In Winston-Salem, they're addressing multiple issues this year. The first is a new crew of plow truck operators.

"We have a lot of turnover with our equipment operator positions, partly promotion, partly just taking other opportunities," said Ryan Newcomb, assistant director of the Winston-Salem Department of Transportation.

To fill the vacant spots they've had to take workers about 15 from other positions and train them to drive the plows.

"Get them out in a truck, show them the difference between an empty vehicle and then a vehicle that's got a plow and a spreader," said Newcomb.

On Friday, the new drivers had to complete a training course; first in the classroom, then in a makeshift course on the DOT yard.

"You put someone in a truck that's got eight tons of salt on the back of it and a plow on the front of it, they're trying to do their job while folks are out and about, it creates a dangerous situation," said Newcomb.

For first-year drivers like Jimmy Tullock Jr. it was true learning experience. Tullock has spent the last 20 years on the tech side of the DOT as a senior traffic technician.

"I would have never thought that I'd be driving a dump truck but we gotta do what we gotta do," said Tullock.

Tullock and the other new drivers first drove a truck without the plow, then re-did the course in a truck with a plow; learning the controls, watching their turn radius, operating the equipment.

"Dropping the plow. That's what I wanted to do is just drop the plow and see how it felt on the concrete and asphalt," said Tullock. "This is what I needed; to get in the truck, get a feel of it, and find out it's not as difficult as I thought it was gonna be."

Yet, the challenges for the DOT don't stop there. During the major storms earlier in the year, many North Carolina cities had a problem re-stocking road salt. They do not want that to happen again but whether it happens may not be in their hands.

"The issue we're facing this year is two-fold. One, the cost has gone up significantly. It's gone up about 80 percent from last year's cost," said Newcomb.

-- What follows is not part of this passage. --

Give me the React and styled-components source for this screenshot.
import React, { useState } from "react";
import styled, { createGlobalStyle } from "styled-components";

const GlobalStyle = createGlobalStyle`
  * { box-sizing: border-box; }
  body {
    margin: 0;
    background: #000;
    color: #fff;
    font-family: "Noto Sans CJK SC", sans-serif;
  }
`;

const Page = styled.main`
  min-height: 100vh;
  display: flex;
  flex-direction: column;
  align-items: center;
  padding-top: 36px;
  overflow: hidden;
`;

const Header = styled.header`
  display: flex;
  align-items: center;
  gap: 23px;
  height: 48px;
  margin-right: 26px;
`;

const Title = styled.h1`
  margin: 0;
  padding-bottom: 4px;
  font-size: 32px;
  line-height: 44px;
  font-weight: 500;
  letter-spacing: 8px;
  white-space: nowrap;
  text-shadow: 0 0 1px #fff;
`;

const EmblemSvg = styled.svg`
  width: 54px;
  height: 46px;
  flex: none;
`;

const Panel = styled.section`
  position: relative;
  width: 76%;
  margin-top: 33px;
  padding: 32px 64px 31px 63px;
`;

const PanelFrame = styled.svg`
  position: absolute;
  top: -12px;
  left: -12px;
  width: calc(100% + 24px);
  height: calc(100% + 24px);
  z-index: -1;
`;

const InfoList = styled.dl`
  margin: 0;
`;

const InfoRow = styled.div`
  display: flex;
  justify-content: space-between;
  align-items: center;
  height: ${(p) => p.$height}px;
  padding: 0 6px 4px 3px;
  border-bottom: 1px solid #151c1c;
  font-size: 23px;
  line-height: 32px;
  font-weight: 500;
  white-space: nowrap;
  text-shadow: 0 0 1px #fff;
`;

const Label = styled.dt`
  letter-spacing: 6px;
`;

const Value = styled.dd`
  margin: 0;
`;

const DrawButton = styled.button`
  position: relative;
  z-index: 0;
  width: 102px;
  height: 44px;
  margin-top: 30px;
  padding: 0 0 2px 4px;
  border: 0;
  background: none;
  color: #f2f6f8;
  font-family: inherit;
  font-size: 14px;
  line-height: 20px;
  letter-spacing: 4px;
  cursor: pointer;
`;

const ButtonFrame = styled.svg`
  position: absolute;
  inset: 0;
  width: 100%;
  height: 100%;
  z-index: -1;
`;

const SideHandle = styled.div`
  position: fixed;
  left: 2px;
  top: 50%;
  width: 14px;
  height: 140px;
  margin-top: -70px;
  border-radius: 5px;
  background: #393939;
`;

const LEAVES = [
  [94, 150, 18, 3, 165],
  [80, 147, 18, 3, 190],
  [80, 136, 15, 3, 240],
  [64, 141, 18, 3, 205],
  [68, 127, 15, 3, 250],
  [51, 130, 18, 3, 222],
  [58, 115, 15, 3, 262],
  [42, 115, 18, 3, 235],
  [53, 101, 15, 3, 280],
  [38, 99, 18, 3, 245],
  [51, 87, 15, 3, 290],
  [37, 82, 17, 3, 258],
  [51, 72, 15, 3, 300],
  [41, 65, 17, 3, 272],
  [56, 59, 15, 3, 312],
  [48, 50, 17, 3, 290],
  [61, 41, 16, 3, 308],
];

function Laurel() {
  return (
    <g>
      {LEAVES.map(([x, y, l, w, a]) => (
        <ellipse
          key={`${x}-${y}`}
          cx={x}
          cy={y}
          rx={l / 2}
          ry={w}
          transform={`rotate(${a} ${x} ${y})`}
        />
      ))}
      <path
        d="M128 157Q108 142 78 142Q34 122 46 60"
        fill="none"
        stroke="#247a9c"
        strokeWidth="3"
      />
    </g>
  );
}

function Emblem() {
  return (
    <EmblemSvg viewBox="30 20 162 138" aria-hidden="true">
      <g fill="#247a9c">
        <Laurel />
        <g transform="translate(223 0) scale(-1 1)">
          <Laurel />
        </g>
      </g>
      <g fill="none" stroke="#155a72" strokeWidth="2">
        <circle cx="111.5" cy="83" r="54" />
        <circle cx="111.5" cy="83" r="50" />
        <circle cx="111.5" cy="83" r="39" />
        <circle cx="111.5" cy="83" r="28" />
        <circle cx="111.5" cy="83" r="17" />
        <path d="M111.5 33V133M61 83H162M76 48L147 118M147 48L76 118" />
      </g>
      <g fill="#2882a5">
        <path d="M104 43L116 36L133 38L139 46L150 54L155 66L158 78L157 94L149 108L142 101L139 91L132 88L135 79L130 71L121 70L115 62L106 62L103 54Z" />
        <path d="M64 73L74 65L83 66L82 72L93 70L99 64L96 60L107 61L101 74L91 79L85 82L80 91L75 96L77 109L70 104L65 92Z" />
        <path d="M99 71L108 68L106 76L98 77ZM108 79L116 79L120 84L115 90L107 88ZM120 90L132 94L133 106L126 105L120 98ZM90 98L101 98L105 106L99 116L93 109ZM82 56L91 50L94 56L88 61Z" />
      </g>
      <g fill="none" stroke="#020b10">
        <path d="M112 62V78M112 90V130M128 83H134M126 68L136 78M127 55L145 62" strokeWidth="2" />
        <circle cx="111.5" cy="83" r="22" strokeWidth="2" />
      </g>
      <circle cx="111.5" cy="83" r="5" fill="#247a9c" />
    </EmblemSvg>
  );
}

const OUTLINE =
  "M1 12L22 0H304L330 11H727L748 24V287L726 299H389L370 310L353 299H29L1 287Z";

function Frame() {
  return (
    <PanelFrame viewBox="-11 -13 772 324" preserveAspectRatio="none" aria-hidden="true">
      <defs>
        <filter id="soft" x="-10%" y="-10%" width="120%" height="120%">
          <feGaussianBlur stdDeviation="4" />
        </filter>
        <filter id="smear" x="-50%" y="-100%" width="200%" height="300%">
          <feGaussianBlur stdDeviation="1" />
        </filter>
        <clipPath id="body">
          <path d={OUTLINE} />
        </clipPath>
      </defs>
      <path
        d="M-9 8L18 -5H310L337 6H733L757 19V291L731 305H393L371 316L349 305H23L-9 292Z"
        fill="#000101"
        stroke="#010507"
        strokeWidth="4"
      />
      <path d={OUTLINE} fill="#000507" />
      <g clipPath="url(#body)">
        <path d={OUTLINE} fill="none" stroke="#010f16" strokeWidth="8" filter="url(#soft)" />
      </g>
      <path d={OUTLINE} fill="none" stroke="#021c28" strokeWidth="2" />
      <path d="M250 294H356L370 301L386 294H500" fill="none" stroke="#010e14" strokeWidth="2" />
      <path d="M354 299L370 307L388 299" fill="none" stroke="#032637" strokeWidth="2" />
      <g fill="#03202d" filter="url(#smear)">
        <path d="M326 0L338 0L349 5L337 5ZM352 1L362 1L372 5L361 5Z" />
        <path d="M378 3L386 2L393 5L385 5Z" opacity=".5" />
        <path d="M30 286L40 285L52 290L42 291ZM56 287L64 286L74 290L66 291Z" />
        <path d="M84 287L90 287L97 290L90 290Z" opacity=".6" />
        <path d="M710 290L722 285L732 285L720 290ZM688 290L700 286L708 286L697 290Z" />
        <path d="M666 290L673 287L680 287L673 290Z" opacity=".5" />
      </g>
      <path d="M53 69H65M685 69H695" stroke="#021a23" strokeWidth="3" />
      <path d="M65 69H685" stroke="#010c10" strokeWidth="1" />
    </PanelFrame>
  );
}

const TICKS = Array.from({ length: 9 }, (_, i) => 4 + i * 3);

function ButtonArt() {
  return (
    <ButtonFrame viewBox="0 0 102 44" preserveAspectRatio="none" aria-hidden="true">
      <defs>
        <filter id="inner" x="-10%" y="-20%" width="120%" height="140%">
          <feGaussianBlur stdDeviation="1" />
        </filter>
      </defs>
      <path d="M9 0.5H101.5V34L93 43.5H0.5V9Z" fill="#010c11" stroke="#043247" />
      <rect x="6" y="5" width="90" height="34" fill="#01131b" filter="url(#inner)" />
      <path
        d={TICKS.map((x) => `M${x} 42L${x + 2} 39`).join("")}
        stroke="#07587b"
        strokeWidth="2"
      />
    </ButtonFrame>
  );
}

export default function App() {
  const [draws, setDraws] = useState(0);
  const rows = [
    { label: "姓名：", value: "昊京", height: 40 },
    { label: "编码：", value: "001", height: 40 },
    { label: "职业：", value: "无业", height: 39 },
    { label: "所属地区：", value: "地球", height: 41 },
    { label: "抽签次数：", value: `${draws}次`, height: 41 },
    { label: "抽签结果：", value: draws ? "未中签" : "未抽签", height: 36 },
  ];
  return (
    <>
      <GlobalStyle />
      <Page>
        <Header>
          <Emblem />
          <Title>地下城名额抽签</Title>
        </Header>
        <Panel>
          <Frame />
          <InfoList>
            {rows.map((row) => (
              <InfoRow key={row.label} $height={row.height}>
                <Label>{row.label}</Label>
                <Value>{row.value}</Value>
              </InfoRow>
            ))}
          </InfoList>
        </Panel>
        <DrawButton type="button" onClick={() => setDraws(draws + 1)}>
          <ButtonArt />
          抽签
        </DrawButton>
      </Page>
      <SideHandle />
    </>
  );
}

Last year, the Winston-Salem DOT was paying $78 a ton for the salt. This year, they are paying $118 per ton. Newcomb says the increase in price is due to a nationwide shortage, caused by major cities like Charlotte and Atlanta, who had major problems last year, buying more salt than they normally would.

"So, it gonna be difficult to get orders placed and delivered, particularly if we get in situations where storms come back-to-back," he said. "We're not in a position where we can throw our hands up to our council, to our citizens, and say 'sorry, we don't have any salt.' So, we're doing everything we can on the front end to make sure we don't end up in that situation."

The City of High Point said they have the maximum amount of salt they can currently hold, which is about 800 tons. They too have a contract in place with a supplier.